For investors who aren’t taking distributions, many are seeing their accounts hit all-time highs.
It’s been over 8 years and 8 months since the last bear market ended in March, 2009. At 104 months – this is the second longest lasting bull market that the S&P 500 has experienced and puts us only 10 months away from a new record for the longest bull market in S&P 500 history.
So – does this mean that a bear market (a 20% drop in the S&P 500 lasting at least 2 months) is on the near horizon? Maybe yes, maybe no. Could we experience a bear market in the next few months? Yes, we could. Do we know where markets are going? No – without a crystal ball, it’s impossible to know in which direction markets will move. And anyone who claims to “know” is someone who probably shouldn’t be trusted.
While we may not be able to predict future price movements, I do have a prediction that I’m very confident in sharing: At some point, we will experience another bear market. At some point, the S&P 500 will drop by over 20%. It could happen later this month, or it may not happen for another 10 years, but inevitably, it will happen.
What will cause the next bear market, we don’t know. It could be a slowdown in economic activity. It could be a reaction to fiscal or monetary policy. It could be geopolitical. It could be a natural disaster. It could be a reduction in valuation multiples. It could be a response to a crisis in another part of the world. It could be investors losing market confidence. It could be caused by demographic changes and a shrinking workforce. It could be a black swan event. Or it could be something completely different.

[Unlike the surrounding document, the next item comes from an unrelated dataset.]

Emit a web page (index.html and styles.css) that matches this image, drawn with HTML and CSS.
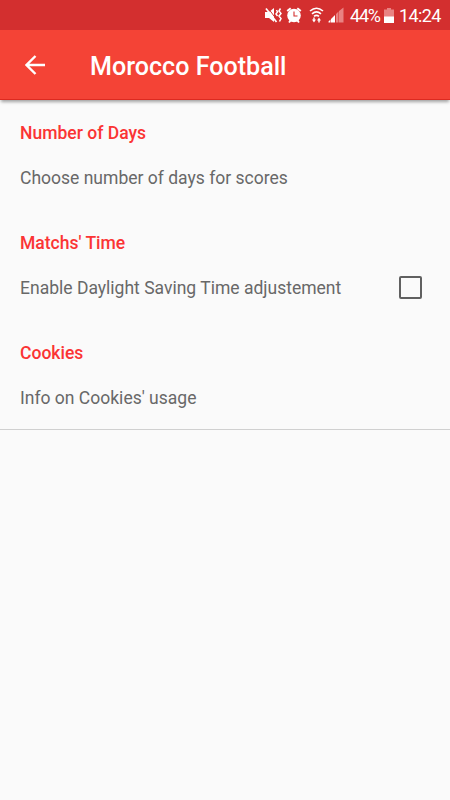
FILE: index.html
```html
<!DOCTYPE html>
<html lang="en">
<head>
<meta charset="utf-8">
<title>Morocco Football</title>
<link rel="stylesheet" href="styles.css">
</head>
<body>
<header class="status">
  <svg class="icons" width="80" height="30" viewBox="264 0 80 30">
    <path fill="#fff" d="M265 12h4l5-4v14l-5-4h-4z"/>
    <path d="M268 8l9 12" stroke="#d32f2f" stroke-width="1"/>
    <path d="M266 8.500l10.500 13.500" stroke="#fff" stroke-width="1.700"/>
    <path d="M276.500 10l1 2-1.500 2 1.500 2M280.500 8.500l-1.500 2.500 2 2.500-2 2.500 2 2.500-1.500 3" fill="none" stroke="#fff" stroke-width="1.500"/>
    <circle cx="294" cy="15.500" r="6.800" fill="#fff"/>
    <path d="M287.200 11l3.500-2.700M300.800 11l-3.500-2.700M289 22.500l2-2.500M299 22.500l-2-2.500" stroke="#fff" stroke-width="2"/>
    <path d="M294 11.500v4.500h3.500" fill="none" stroke="#d32f2f" stroke-width="1.100"/>
    <path d="M310 11q6.500-5.500 13 0M312 13.800q4.500-3.800 9 0M314 16.400q2.500-2 5 0" fill="none" stroke="#fff" stroke-width="1.600"/>
    <path d="M312 19.500h1.300v-2h1.400v2h1.300l-2 3zM317 20.500l2-3 2 3h-1.300v2h-1.400v-2z" fill="#fff"/>
    <path d="M328.500 22.500v-1l2-2v3zM331 22.500v-3.500l4-4v7.500z" fill="#fff"/>
    <path d="M336 22.500v-8.500l2.500-2.500v11zM339 22.500V11l4.500-3.500v15z" fill="#e98282"/>
  </svg>
  <span class="percent">44%</span>
  <svg class="battery" width="10" height="15" viewBox="0 0 10 15"><path fill="#e98282" d="M3 0h4v1.500h3V15H0V1.500h3z"/><path fill="#fff" d="M0 8.500h10V15H0z"/></svg>
  <span class="clock">14:24</span>
</header>
<div class="toolbar">
  <svg width="20" height="20" viewBox="0 0 20 20"><path d="M20 10H2M10.500 1L1.500 10l9 9" fill="none" stroke="#fff" stroke-width="2.400"/></svg>
  <h1>Morocco Football</h1>
</div>
<main>
  <section><h2>Number of Days</h2><div class="row">Choose number of days for scores</div></section>
  <section><h2>Matchs' Time</h2><div class="row">Enable Daylight Saving Time adjustement<span class="checkbox"></span></div></section>
  <section><h2>Cookies</h2><div class="row">Info on Cookies' usage</div></section>
</main>
</body>
</html>
```
FILE: styles.css
```css
* { box-sizing: border-box; }
body { margin: 0; height: 800px; background: #fafafa; font-family: Roboto, sans-serif; overflow: hidden; }
.status { height: 30px; background: #d32f2f; color: #fff; display: flex; align-items: center; font-size: 18px; line-height: 30px; padding-left: 264px; white-space: nowrap; }
.icons { flex: none; }
.percent { width: 34px; margin-left: 6px; padding-top: 2px; letter-spacing: -1.2px; }
.battery { flex: none; margin-top: 1px; }
.clock { margin-left: 5px; padding-top: 2px; letter-spacing: -.6px; }
.toolbar { height: 70px; background: #f44336; display: flex; align-items: center; padding-left: 25px; border-bottom: 1px solid #dc2a20; box-shadow: 0 3px 3px -1px rgba(0,0,0,.35); }
h1 { margin: 4px 0 0 45px; color: #fff; font-size: 25.100px; font-weight: 500; line-height: 32px; }
main { border-bottom: 1px solid #d0d0d0; height: 330px; }
section { height: 110px; padding: 20px 28px 0 20px; }
h2 { margin: 0; font-size: 17.550px; line-height: 26px; font-weight: 500; color: #fb3434; }
.row { height: 60px; margin-top: 2px; display: flex; align-items: center; justify-content: space-between; font-size: 17.520px; color: #686868; }
.checkbox { width: 23px; height: 23px; margin-top: -2px; border: 2px solid #606060; border-radius: 2px; }
```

Regardless, whatever the reason is for the next bear market – it’s not going to feel good. It will likely feel like there’s no end in sight. It will feel like “this time is different.” It will feel like every day you’re losing money. Perhaps most importantly, it will feel like you need to do something. You will feel the urge to change your strategy, deviate from your plan, and make adjustments to your portfolio. These feelings are to be expected and are very normal to have. Unfortunately, these feelings also lead to behavior that can make you your own worst financial enemy (ask anyone who sold out of the market in late 2002 or early 2009). Down years have an impact on your portfolio, but the degree to which they impact you depends on your ability to stay invested and not sell at the wrong time.
Those who stick to their long-term plan and don’t make emotionally driven adjustments to their portfolio during a downturn will fare much better in the long run. While it’s easy to commit to this sort of a strategy today, during the next bear market, it won’t be easy. It takes fortitude and discipline to stick with a strategy in the face of headwinds and market declines, but those who do will likely be rewarded.
Historically, there have been a lot of tough times for investors, but with each downturn, the market has bounced back and recovered to new all-time highs.
- The stock market crash of 1929? The market bounced back.
- The Cuban Missile Crisis and flash crash of 1962? The market bounced back.
- Tighter monetary policy and rising inflation from 1968-1970? The market bounced back.
- Abandonment of the gold standard and the OPEC oil embargo of the early 70’s? The market bounced back.
- A second oil crisis and dramatically higher interest rates in the 1980’s? The market bounced back.
- Black Monday in 1987? The market bounced back.
- The tech bubble in the early 2000’s? The market bounced back.
- The great recession and housing crisis from 2007-2009? The market bounced back.
Investing isn’t easy. Psychologically, in the face of pain, it’s a natural reaction to want to take action. A better tactic is to review your financial plan, risk tolerance, and asset allocation before any downturn takes place. Let this be your message in a bottle to look back on down the road, so that you’ll be able to weather the next market storm, whenever it does hit.